--- DATA FOR THIS TASK ---

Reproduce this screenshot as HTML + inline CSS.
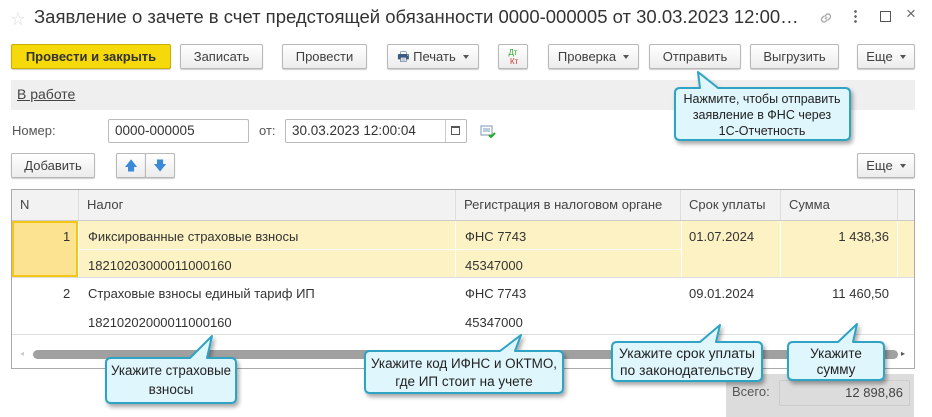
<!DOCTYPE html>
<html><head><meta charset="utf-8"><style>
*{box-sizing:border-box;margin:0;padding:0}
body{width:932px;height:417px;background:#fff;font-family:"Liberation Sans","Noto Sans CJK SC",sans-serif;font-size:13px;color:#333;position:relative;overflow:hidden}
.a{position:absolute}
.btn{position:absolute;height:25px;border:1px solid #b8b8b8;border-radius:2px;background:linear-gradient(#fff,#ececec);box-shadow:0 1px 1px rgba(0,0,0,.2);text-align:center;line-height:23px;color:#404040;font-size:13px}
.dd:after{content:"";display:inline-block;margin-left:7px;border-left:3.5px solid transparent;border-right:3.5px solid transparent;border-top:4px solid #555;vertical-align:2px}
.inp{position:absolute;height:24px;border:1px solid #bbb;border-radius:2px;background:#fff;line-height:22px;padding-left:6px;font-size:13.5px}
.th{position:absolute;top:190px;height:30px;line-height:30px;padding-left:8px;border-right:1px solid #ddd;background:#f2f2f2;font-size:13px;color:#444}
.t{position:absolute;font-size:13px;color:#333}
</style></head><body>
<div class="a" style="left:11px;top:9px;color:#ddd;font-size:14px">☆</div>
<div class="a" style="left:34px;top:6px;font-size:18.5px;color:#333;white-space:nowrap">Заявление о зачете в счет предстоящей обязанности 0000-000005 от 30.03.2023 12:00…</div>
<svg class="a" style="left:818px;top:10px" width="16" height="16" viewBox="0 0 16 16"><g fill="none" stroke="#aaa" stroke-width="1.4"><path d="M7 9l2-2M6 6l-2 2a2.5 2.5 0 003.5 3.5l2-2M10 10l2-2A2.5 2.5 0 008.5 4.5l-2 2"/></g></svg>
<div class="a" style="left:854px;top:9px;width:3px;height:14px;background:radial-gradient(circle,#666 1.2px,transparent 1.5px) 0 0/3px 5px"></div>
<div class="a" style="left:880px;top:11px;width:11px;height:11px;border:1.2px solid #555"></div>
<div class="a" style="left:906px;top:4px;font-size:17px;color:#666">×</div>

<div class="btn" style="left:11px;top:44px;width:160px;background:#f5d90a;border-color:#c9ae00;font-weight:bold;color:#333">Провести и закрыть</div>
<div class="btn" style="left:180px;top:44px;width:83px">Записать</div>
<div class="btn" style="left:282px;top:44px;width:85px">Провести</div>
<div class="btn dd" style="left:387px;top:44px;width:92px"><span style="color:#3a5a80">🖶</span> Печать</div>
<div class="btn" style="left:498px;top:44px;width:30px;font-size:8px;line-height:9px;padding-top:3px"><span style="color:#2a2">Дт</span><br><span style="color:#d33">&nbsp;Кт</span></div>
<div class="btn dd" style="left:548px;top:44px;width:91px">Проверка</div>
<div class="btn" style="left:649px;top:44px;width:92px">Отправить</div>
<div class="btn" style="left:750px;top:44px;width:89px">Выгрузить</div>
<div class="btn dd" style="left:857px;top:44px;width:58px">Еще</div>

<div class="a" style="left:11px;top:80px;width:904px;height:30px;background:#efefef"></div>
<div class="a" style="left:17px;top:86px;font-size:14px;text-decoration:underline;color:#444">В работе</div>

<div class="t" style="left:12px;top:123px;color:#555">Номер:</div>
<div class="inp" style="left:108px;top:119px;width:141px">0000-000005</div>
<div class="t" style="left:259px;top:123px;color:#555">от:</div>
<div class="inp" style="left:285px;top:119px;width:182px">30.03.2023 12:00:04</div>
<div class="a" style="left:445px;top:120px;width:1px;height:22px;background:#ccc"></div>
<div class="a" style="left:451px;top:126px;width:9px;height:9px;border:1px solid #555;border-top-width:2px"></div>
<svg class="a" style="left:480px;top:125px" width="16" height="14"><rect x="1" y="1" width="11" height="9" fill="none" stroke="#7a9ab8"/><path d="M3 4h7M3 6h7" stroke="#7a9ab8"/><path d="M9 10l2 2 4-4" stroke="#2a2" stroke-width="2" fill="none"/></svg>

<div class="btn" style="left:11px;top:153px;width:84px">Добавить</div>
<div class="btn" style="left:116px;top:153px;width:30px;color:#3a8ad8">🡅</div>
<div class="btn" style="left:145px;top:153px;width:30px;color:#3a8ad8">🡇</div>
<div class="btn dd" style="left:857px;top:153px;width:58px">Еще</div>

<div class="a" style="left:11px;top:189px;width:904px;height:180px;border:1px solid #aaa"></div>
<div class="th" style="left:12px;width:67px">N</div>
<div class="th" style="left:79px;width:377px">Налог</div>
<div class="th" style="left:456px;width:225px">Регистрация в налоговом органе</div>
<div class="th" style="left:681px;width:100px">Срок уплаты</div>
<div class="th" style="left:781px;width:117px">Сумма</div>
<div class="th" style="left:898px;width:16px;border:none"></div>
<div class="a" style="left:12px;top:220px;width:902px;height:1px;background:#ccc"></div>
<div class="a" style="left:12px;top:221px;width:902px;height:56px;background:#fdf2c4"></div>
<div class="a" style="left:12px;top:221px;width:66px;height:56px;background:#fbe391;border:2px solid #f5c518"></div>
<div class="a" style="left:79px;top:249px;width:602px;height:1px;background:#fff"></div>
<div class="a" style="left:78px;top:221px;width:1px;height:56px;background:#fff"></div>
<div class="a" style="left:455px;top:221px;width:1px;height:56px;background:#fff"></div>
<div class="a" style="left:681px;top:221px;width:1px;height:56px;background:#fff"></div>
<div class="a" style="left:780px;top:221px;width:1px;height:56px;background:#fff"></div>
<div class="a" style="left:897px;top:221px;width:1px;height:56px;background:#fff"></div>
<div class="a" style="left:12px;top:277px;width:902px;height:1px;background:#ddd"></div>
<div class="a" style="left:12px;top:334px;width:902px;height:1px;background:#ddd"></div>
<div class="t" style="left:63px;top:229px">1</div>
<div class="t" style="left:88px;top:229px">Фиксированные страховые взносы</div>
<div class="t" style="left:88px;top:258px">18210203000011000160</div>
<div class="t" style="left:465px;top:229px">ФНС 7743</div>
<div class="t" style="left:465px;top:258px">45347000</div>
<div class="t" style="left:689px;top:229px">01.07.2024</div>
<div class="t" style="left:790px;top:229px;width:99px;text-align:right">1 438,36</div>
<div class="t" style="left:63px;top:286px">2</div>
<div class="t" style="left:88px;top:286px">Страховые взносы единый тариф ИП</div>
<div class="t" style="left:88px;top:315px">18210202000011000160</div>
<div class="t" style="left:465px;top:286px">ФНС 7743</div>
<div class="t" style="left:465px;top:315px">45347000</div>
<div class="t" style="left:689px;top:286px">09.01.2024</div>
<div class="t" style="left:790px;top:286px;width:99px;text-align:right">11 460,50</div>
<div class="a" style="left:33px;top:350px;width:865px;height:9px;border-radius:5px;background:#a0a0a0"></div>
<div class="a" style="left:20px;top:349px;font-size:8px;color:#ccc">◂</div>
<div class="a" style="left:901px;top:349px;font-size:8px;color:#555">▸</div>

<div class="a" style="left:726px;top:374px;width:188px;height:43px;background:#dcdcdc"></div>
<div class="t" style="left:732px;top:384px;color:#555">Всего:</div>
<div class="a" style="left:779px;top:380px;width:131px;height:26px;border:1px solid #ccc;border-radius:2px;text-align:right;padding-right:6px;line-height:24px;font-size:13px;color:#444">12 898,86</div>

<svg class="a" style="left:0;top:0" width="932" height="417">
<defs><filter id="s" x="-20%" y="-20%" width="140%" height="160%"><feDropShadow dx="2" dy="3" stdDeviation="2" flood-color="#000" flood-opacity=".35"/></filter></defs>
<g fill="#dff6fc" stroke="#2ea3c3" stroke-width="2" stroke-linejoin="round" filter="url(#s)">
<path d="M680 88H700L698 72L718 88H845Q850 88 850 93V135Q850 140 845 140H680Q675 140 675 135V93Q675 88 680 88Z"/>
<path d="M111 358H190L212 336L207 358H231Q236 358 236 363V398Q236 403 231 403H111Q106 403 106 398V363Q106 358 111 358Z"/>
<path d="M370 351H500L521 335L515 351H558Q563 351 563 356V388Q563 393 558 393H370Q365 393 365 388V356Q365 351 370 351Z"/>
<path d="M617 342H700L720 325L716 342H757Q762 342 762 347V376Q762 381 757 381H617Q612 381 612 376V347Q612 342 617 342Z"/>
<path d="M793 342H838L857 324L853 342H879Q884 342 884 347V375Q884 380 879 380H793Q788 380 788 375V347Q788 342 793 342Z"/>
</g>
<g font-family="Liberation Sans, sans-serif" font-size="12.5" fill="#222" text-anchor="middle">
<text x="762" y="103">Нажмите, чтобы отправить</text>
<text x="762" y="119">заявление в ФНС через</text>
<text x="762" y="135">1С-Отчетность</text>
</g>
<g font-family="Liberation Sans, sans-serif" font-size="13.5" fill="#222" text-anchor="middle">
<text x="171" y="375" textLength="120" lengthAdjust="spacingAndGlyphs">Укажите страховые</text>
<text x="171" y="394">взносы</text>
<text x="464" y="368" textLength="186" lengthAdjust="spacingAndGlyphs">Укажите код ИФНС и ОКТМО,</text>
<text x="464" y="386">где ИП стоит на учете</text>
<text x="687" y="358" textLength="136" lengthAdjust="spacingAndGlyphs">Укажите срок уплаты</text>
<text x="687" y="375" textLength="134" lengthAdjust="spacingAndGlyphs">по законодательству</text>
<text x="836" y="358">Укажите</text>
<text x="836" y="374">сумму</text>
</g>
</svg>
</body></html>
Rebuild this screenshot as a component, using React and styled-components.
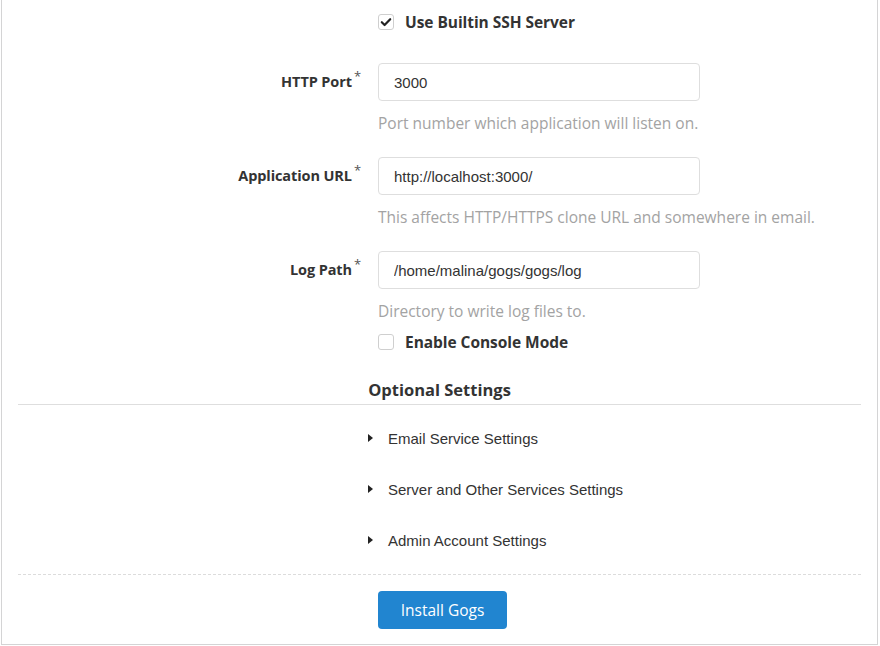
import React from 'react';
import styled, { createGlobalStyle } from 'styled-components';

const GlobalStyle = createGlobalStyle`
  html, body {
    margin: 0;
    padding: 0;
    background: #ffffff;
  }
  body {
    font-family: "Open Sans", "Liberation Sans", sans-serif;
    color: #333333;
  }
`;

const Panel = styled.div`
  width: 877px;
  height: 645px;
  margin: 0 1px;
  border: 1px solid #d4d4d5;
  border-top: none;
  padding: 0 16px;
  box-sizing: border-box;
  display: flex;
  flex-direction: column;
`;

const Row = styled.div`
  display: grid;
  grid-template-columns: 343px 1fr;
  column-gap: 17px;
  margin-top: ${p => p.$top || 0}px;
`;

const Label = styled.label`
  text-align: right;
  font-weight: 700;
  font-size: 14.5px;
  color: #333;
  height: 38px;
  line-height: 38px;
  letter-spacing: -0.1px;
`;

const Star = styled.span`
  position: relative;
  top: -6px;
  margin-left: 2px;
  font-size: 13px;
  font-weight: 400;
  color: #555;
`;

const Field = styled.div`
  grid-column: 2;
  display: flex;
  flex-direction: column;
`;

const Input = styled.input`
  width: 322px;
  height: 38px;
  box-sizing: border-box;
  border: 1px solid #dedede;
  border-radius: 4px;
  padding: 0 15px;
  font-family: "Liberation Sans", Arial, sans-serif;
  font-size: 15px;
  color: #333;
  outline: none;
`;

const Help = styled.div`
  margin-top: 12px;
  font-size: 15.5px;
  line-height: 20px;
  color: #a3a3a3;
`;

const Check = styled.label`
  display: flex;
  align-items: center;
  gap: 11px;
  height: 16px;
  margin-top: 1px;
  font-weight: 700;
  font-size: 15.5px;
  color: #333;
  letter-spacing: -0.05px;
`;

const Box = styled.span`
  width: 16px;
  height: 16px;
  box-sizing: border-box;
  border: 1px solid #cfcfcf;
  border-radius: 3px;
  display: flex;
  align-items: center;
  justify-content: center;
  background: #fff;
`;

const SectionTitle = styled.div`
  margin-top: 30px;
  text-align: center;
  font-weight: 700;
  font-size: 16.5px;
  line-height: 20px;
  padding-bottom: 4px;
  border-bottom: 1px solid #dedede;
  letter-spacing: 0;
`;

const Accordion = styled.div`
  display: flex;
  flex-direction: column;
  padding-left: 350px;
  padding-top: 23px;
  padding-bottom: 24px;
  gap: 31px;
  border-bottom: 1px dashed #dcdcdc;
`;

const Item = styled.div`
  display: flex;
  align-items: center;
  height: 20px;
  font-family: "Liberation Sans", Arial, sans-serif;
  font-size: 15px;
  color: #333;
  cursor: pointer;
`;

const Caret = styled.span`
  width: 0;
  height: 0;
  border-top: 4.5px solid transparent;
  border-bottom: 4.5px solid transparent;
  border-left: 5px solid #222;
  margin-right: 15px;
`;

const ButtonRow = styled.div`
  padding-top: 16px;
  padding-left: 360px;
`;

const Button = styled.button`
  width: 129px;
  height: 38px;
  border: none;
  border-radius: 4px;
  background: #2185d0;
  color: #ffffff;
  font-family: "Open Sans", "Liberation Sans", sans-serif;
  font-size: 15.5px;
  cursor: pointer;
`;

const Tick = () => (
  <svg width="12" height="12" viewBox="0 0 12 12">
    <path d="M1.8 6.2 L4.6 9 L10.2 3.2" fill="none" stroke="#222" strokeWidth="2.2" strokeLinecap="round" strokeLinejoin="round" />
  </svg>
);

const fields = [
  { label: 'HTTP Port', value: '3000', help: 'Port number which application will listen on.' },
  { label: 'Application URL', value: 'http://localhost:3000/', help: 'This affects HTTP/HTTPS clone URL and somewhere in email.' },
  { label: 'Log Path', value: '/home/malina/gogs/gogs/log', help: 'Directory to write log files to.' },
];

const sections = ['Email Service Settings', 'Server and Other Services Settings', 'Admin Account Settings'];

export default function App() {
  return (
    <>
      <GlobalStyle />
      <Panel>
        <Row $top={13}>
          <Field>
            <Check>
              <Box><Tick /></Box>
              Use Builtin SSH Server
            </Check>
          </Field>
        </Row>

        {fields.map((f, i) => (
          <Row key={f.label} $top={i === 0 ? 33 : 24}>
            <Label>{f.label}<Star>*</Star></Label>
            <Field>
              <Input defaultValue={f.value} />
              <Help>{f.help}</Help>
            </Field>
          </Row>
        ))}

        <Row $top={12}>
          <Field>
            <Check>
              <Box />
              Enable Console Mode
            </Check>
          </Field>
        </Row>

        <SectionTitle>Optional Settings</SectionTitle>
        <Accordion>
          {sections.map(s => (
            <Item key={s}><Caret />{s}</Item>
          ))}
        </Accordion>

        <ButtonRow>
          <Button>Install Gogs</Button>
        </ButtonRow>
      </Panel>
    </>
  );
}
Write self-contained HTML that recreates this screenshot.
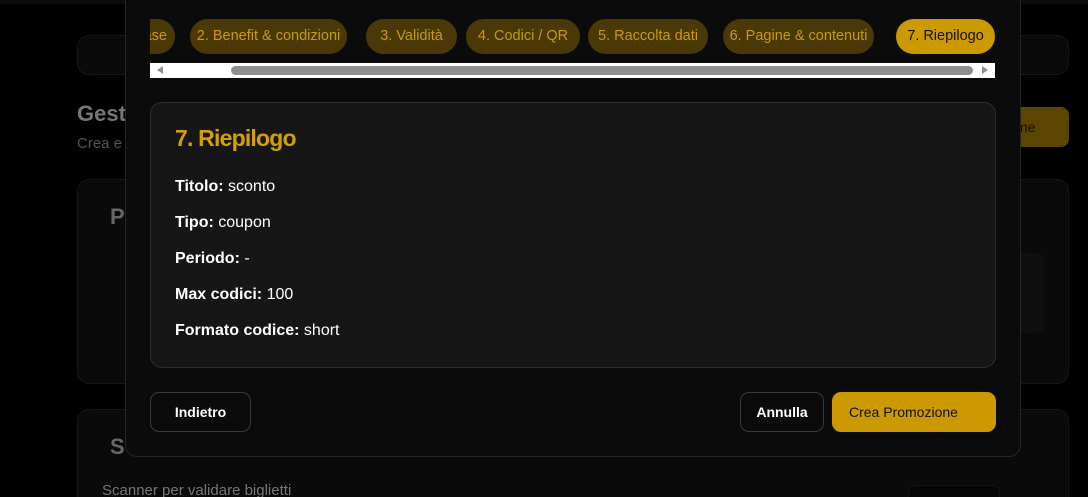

---

### TASK INSTRUCTIONS
Give the count of lines holding the word "components" and nothing more.

### FINISHED EXERCISE
2